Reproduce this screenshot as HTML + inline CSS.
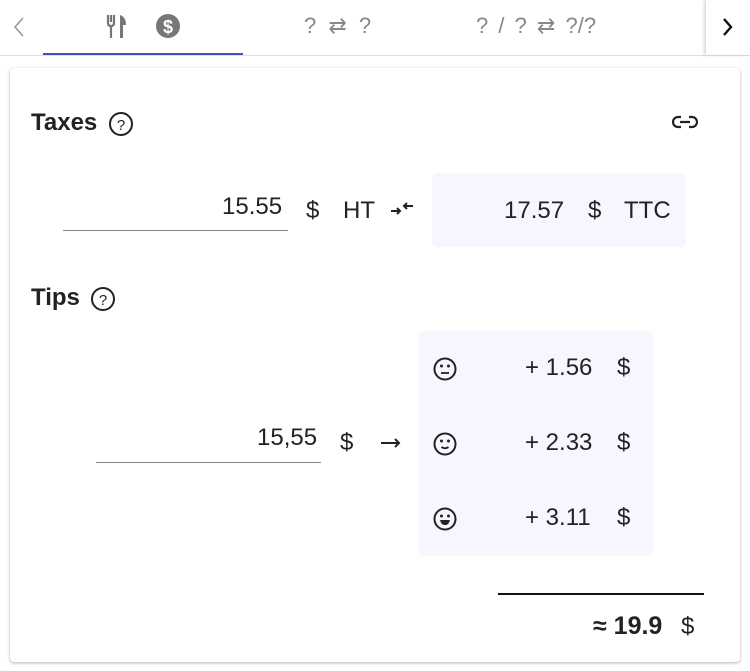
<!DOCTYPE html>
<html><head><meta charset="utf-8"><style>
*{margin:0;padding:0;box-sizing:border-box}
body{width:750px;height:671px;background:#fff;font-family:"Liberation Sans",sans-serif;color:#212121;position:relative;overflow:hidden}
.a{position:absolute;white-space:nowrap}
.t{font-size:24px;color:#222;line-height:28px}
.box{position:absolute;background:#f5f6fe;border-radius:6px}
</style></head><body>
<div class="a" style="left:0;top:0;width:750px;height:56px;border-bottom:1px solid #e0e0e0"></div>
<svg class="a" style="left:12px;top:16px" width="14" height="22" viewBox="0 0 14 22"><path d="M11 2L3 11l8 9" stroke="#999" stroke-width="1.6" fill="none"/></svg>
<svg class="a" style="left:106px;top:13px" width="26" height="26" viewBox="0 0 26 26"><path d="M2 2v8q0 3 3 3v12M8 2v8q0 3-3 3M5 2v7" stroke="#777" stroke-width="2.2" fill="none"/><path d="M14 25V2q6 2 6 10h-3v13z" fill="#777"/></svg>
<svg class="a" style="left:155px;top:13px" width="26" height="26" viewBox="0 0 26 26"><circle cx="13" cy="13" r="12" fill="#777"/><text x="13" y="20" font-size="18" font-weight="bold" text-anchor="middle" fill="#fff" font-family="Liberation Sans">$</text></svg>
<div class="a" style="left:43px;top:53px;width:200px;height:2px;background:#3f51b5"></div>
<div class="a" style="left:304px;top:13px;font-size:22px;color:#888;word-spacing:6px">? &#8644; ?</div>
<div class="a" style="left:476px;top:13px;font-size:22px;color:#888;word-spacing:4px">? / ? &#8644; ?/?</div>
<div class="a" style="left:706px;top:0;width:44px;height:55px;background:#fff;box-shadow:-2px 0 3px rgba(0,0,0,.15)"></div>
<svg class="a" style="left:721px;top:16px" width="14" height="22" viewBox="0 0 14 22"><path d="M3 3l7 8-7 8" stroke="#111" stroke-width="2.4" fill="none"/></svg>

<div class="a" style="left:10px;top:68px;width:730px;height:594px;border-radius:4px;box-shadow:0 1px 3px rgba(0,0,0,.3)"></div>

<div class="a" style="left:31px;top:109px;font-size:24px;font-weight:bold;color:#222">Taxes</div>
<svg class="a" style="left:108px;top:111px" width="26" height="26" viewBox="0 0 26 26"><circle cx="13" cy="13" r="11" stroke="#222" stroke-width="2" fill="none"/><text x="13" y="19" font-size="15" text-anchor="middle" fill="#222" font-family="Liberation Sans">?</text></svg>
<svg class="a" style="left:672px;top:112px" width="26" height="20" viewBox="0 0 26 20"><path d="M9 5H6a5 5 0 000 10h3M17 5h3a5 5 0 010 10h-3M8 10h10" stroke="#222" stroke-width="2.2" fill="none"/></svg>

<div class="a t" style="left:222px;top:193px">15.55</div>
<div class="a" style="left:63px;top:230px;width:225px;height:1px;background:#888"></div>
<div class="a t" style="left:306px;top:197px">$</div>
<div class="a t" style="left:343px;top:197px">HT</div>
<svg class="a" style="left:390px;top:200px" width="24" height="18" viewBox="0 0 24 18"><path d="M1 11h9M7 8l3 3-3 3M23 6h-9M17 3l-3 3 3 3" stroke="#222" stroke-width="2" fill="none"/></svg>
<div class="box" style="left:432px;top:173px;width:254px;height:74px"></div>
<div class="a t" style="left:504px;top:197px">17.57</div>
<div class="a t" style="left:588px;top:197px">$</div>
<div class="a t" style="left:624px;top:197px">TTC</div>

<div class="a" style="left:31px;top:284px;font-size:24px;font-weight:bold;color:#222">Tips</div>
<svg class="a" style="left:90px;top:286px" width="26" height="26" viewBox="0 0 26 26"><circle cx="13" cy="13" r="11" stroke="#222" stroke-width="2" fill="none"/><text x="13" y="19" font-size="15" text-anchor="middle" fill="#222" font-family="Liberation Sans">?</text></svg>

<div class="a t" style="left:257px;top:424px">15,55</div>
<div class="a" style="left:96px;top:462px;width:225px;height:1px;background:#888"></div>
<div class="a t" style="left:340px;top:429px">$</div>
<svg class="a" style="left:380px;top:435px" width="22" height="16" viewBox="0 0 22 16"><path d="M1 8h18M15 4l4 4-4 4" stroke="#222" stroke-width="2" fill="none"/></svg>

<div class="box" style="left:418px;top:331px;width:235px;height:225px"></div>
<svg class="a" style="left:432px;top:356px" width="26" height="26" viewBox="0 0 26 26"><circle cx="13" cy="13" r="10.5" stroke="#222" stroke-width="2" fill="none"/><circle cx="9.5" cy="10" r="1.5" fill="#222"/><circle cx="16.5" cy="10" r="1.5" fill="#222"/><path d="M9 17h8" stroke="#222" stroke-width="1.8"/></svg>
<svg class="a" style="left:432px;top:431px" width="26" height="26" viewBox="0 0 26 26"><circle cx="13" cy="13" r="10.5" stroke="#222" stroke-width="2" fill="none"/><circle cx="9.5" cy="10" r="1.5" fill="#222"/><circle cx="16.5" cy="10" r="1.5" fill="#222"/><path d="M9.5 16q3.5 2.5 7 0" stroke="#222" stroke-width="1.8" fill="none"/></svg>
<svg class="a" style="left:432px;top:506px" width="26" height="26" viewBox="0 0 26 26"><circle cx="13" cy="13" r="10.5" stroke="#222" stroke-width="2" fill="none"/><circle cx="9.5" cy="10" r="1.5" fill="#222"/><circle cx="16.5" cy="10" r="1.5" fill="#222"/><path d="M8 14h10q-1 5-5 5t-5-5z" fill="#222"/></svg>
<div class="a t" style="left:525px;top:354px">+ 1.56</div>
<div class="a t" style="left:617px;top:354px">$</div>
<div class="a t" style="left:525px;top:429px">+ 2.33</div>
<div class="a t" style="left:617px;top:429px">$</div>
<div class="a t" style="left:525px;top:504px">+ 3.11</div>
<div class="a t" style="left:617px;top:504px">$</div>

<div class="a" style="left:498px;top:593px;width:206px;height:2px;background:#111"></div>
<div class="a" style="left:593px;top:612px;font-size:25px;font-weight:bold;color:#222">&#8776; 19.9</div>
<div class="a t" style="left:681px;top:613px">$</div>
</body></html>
____
INSTRUCTIONS TO FOLLOW: All of the data above should be transcribed verbatim, with pictures omitted.

SOLUTION TO THE EXERCISE:
Reproduce this screenshot as HTML + inline CSS.
<!DOCTYPE html>
<html><head><meta charset="utf-8"><style>
*{margin:0;padding:0;box-sizing:border-box}
body{width:750px;height:671px;background:#fff;font-family:"Liberation Sans",sans-serif;color:#212121;position:relative;overflow:hidden}
.a{position:absolute;white-space:nowrap}
.t{font-size:24px;color:#222;line-height:28px}
.box{position:absolute;background:#f5f6fe;border-radius:6px}
</style></head><body>
<div class="a" style="left:0;top:0;width:750px;height:56px;border-bottom:1px solid #e0e0e0"></div>
<svg class="a" style="left:12px;top:16px" width="14" height="22" viewBox="0 0 14 22"><path d="M11 2L3 11l8 9" stroke="#999" stroke-width="1.6" fill="none"/></svg>
<svg class="a" style="left:106px;top:13px" width="26" height="26" viewBox="0 0 26 26"><path d="M2 2v8q0 3 3 3v12M8 2v8q0 3-3 3M5 2v7" stroke="#777" stroke-width="2.2" fill="none"/><path d="M14 25V2q6 2 6 10h-3v13z" fill="#777"/></svg>
<svg class="a" style="left:155px;top:13px" width="26" height="26" viewBox="0 0 26 26"><circle cx="13" cy="13" r="12" fill="#777"/><text x="13" y="20" font-size="18" font-weight="bold" text-anchor="middle" fill="#fff" font-family="Liberation Sans">$</text></svg>
<div class="a" style="left:43px;top:53px;width:200px;height:2px;background:#3f51b5"></div>
<div class="a" style="left:304px;top:13px;font-size:22px;color:#888;word-spacing:6px">? &#8644; ?</div>
<div class="a" style="left:476px;top:13px;font-size:22px;color:#888;word-spacing:4px">? / ? &#8644; ?/?</div>
<div class="a" style="left:706px;top:0;width:44px;height:55px;background:#fff;box-shadow:-2px 0 3px rgba(0,0,0,.15)"></div>
<svg class="a" style="left:721px;top:16px" width="14" height="22" viewBox="0 0 14 22"><path d="M3 3l7 8-7 8" stroke="#111" stroke-width="2.4" fill="none"/></svg>

<div class="a" style="left:10px;top:68px;width:730px;height:594px;border-radius:4px;box-shadow:0 1px 3px rgba(0,0,0,.3)"></div>

<div class="a" style="left:31px;top:109px;font-size:24px;font-weight:bold;color:#222">Taxes</div>
<svg class="a" style="left:108px;top:111px" width="26" height="26" viewBox="0 0 26 26"><circle cx="13" cy="13" r="11" stroke="#222" stroke-width="2" fill="none"/><text x="13" y="19" font-size="15" text-anchor="middle" fill="#222" font-family="Liberation Sans">?</text></svg>
<svg class="a" style="left:672px;top:112px" width="26" height="20" viewBox="0 0 26 20"><path d="M9 5H6a5 5 0 000 10h3M17 5h3a5 5 0 010 10h-3M8 10h10" stroke="#222" stroke-width="2.2" fill="none"/></svg>

<div class="a t" style="left:222px;top:193px">15.55</div>
<div class="a" style="left:63px;top:230px;width:225px;height:1px;background:#888"></div>
<div class="a t" style="left:306px;top:197px">$</div>
<div class="a t" style="left:343px;top:197px">HT</div>
<svg class="a" style="left:390px;top:200px" width="24" height="18" viewBox="0 0 24 18"><path d="M1 11h9M7 8l3 3-3 3M23 6h-9M17 3l-3 3 3 3" stroke="#222" stroke-width="2" fill="none"/></svg>
<div class="box" style="left:432px;top:173px;width:254px;height:74px"></div>
<div class="a t" style="left:504px;top:197px">17.57</div>
<div class="a t" style="left:588px;top:197px">$</div>
<div class="a t" style="left:624px;top:197px">TTC</div>

<div class="a" style="left:31px;top:284px;font-size:24px;font-weight:bold;color:#222">Tips</div>
<svg class="a" style="left:90px;top:286px" width="26" height="26" viewBox="0 0 26 26"><circle cx="13" cy="13" r="11" stroke="#222" stroke-width="2" fill="none"/><text x="13" y="19" font-size="15" text-anchor="middle" fill="#222" font-family="Liberation Sans">?</text></svg>

<div class="a t" style="left:257px;top:424px">15,55</div>
<div class="a" style="left:96px;top:462px;width:225px;height:1px;background:#888"></div>
<div class="a t" style="left:340px;top:429px">$</div>
<svg class="a" style="left:380px;top:435px" width="22" height="16" viewBox="0 0 22 16"><path d="M1 8h18M15 4l4 4-4 4" stroke="#222" stroke-width="2" fill="none"/></svg>

<div class="box" style="left:418px;top:331px;width:235px;height:225px"></div>
<svg class="a" style="left:432px;top:356px" width="26" height="26" viewBox="0 0 26 26"><circle cx="13" cy="13" r="10.5" stroke="#222" stroke-width="2" fill="none"/><circle cx="9.5" cy="10" r="1.5" fill="#222"/><circle cx="16.5" cy="10" r="1.5" fill="#222"/><path d="M9 17h8" stroke="#222" stroke-width="1.8"/></svg>
<svg class="a" style="left:432px;top:431px" width="26" height="26" viewBox="0 0 26 26"><circle cx="13" cy="13" r="10.5" stroke="#222" stroke-width="2" fill="none"/><circle cx="9.5" cy="10" r="1.5" fill="#222"/><circle cx="16.5" cy="10" r="1.5" fill="#222"/><path d="M9.5 16q3.5 2.5 7 0" stroke="#222" stroke-width="1.8" fill="none"/></svg>
<svg class="a" style="left:432px;top:506px" width="26" height="26" viewBox="0 0 26 26"><circle cx="13" cy="13" r="10.5" stroke="#222" stroke-width="2" fill="none"/><circle cx="9.5" cy="10" r="1.5" fill="#222"/><circle cx="16.5" cy="10" r="1.5" fill="#222"/><path d="M8 14h10q-1 5-5 5t-5-5z" fill="#222"/></svg>
<div class="a t" style="left:525px;top:354px">+ 1.56</div>
<div class="a t" style="left:617px;top:354px">$</div>
<div class="a t" style="left:525px;top:429px">+ 2.33</div>
<div class="a t" style="left:617px;top:429px">$</div>
<div class="a t" style="left:525px;top:504px">+ 3.11</div>
<div class="a t" style="left:617px;top:504px">$</div>

<div class="a" style="left:498px;top:593px;width:206px;height:2px;background:#111"></div>
<div class="a" style="left:593px;top:612px;font-size:25px;font-weight:bold;color:#222">&#8776; 19.9</div>
<div class="a t" style="left:681px;top:613px">$</div>
</body></html>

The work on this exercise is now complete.